Moduli Stabilisation and de Sitter String Vacua from Magnetised D7 Branes
D. Cremades, M. P. Garcia del Moral, F. Quevedo, K. Suruliz
TL;DR
This work examines how anomalous U(1)s, ubiquitous in 4D chiral string models, modify moduli stabilisation in IIB flux compactifications with magnetised D7 branes. By deriving the matter spectrum and the effective supergravity action, including FI terms and D-terms, the authors test de Sitter lifting within KKLT-like and Large Volume Scenarios, using explicit examples such as Calabi-Yau $P^4_{[1,1,1,6,9]}$. They show that, in certain setups, a positive D-term can uplift a non-supersymmetric AdS minimum to de Sitter while preserving a controllable 4D EFT, especially when alpha' corrections are included and warping is leveraged.
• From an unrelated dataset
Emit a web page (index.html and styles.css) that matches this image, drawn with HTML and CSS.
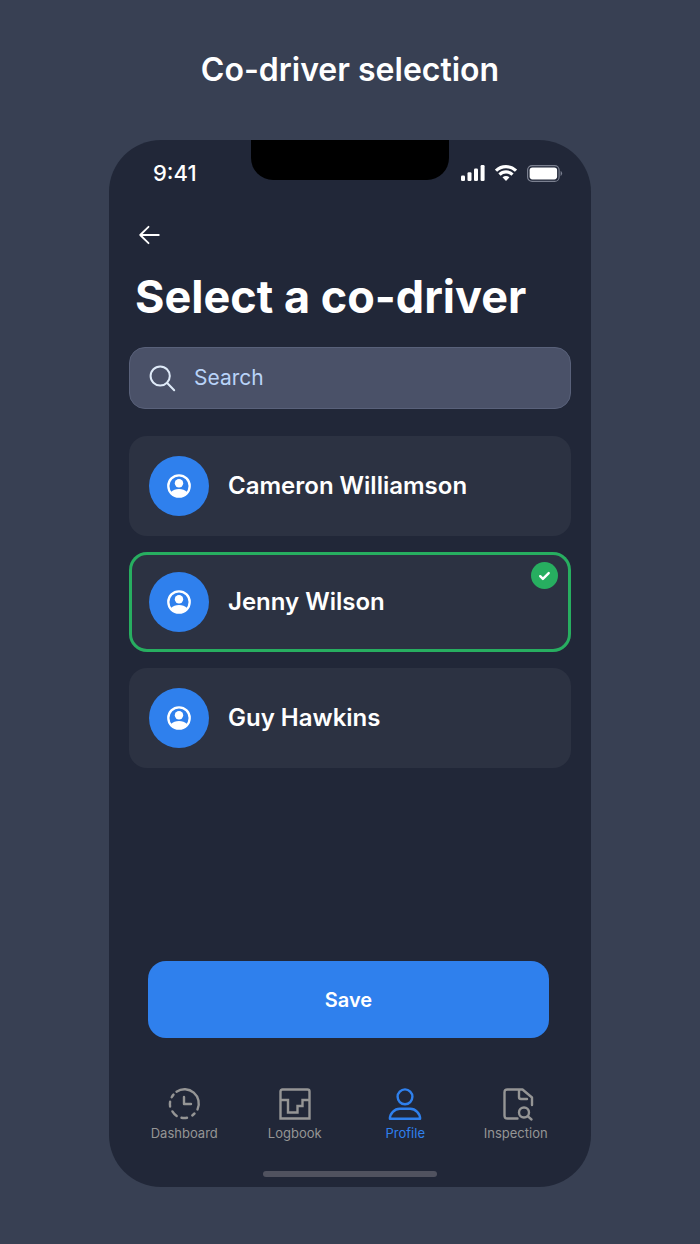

The results indicate a robust stringy mechanism for dS vacua in realistic chiral models, while highlighting model-dependent conditions on cycle selection, flux distribution, and sign choices that govern the success of lifting.
Abstract
Anomalous U(1)'s are ubiquitous in 4D chiral string models. Their presence crucially affects the process of moduli stabilisation and cannot be neglected in realistic set-ups. Their net effect in the 4D effective action is to induce a matter field dependence in the non-perturbative superpotential and a Fayet-Iliopoulos D-term. We study flux compactifications of IIB string theory in the presence of magnetised D7 branes. These give rise to anomalous U(1)'s that modify the standard moduli stabilisation procedure. We consider simple orientifold models to determine the matter field spectrum and the form of the effective field theory. We apply our results to one-modulus KKLT and multi-moduli large volume scenarios, in particular to the Calabi-Yau P^4_{[1,1,1,6,9]}. After stabilising the matter fields, the effective action for the Kahler moduli can acquire an extra positive term that can be used for de Sitter lifting with non-vanishing F- and D-terms. This provides an explicit realization of the D-term lifting proposal of hep-th/0309187.